Configuration Template

Production-ready Kafka consumer configuration with retry, DLQ, and backpressure handling:

# kafka-consumer-config.yaml
consumer:
  group_id: "analytics-pipeline-v2"
  session_timeout_ms: 30000
  heartbeat_interval_ms: 10000
  max_poll_records: 500
  max_poll_interval_ms: 300000
  auto_offset_reset: "latest"
  enable_auto_commit: false
  isolation_level: "read_committed"

retry_policy:
  max_retries: 3
  initial_backoff_ms: 1000
  max_backoff_ms: 30000
  backoff_multiplier: 2.0
  dlq_topic: "analytics_dlq"
  dlq_threshold: 5

backpressure:
  lag_threshold: 10000
  pause_on_threshold: true
  resume_lag_margin: 2000
  max_batch_size: 1000

Quick Start Guide

1. Initialize Local Cluster: Run docker compose up -d with Kafka, ZooKeeper, and Schema Registry containers. Verify broker connectivity using kafka-topics.sh --list.
2. Register Schema: Push the initial event contract to the registry using the provided TypeScript client. Validate that producers reject payloads missing required fields.
3. Deploy Ingestion Worker: Start the idempotent producer service. Emit test events and verify partition distribution using kafka-consumer-groups.sh --describe.
4. Launch Processor & DLQ: Run the enrichment consumer with the YAML configuration. Inject a malformed event to trigger DLQ routing.

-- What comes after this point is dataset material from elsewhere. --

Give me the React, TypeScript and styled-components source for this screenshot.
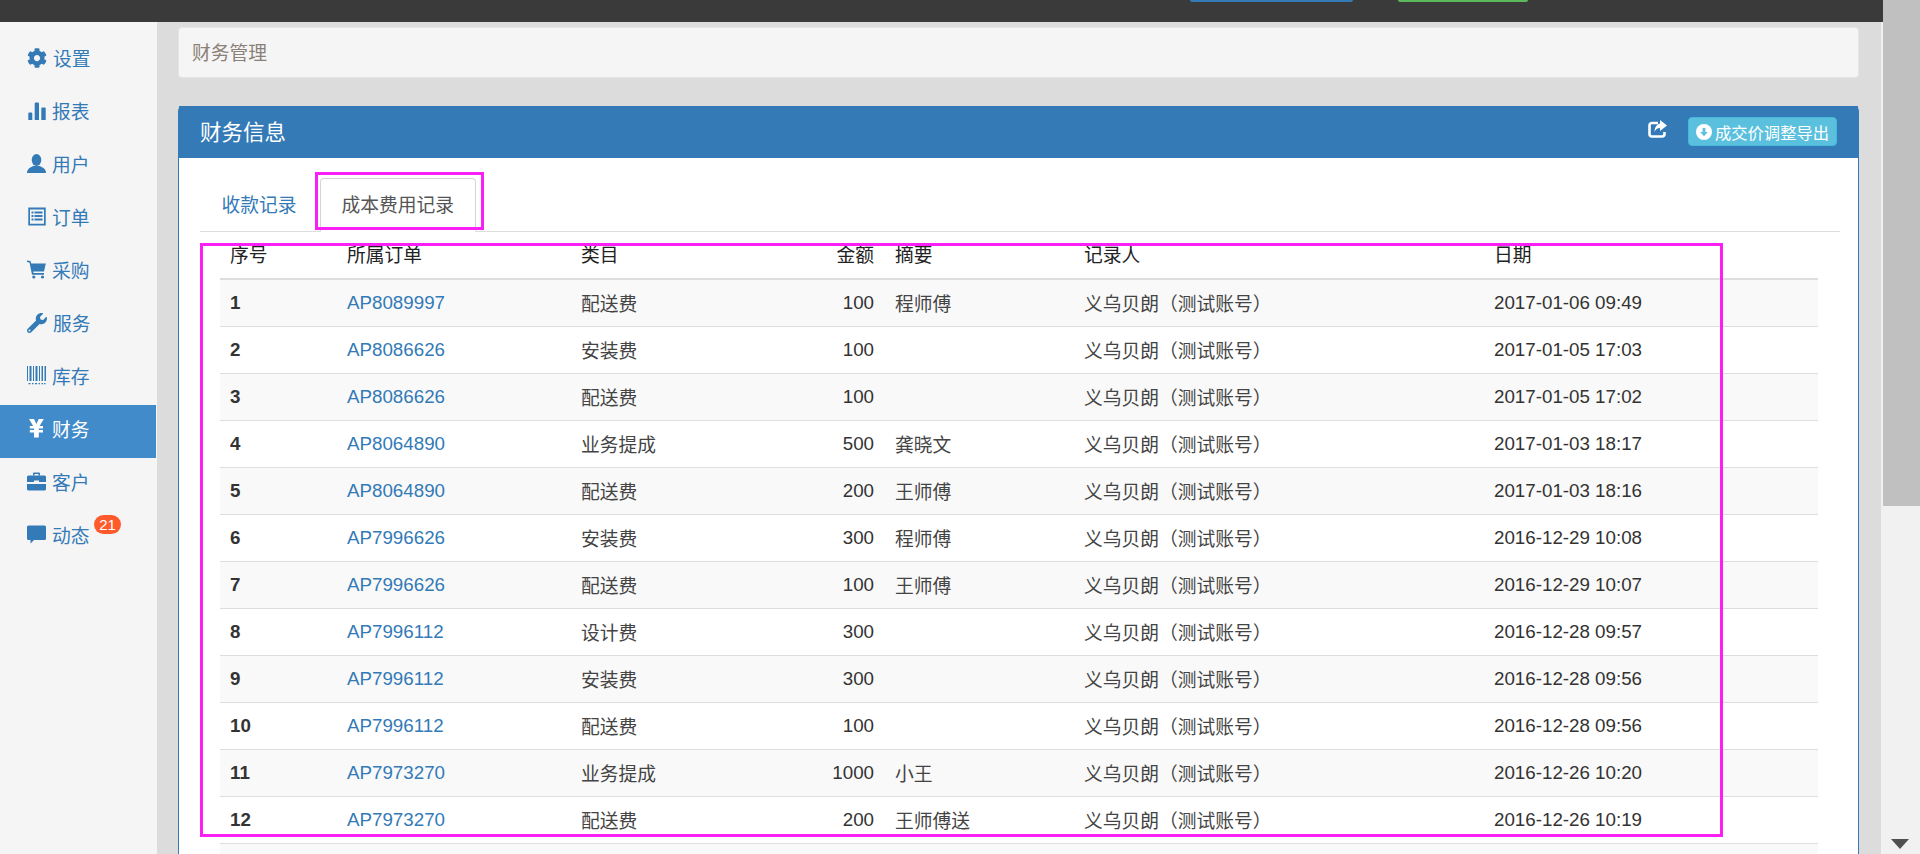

Confirm alerting fires when DLQ depth exceeds threshold.
5. Validate Serving Layer: Query the materialized view in your warehouse. Verify that dashboard metrics align with ingested event counts within the documented consistency window.

This architecture transforms real-time analytics from a fragile monolith into a predictable, scalable system. By enforcing contracts, isolating failures, and optimizing storage tiers, teams can deliver accurate metrics without sacrificing deployment velocity or infrastructure efficiency.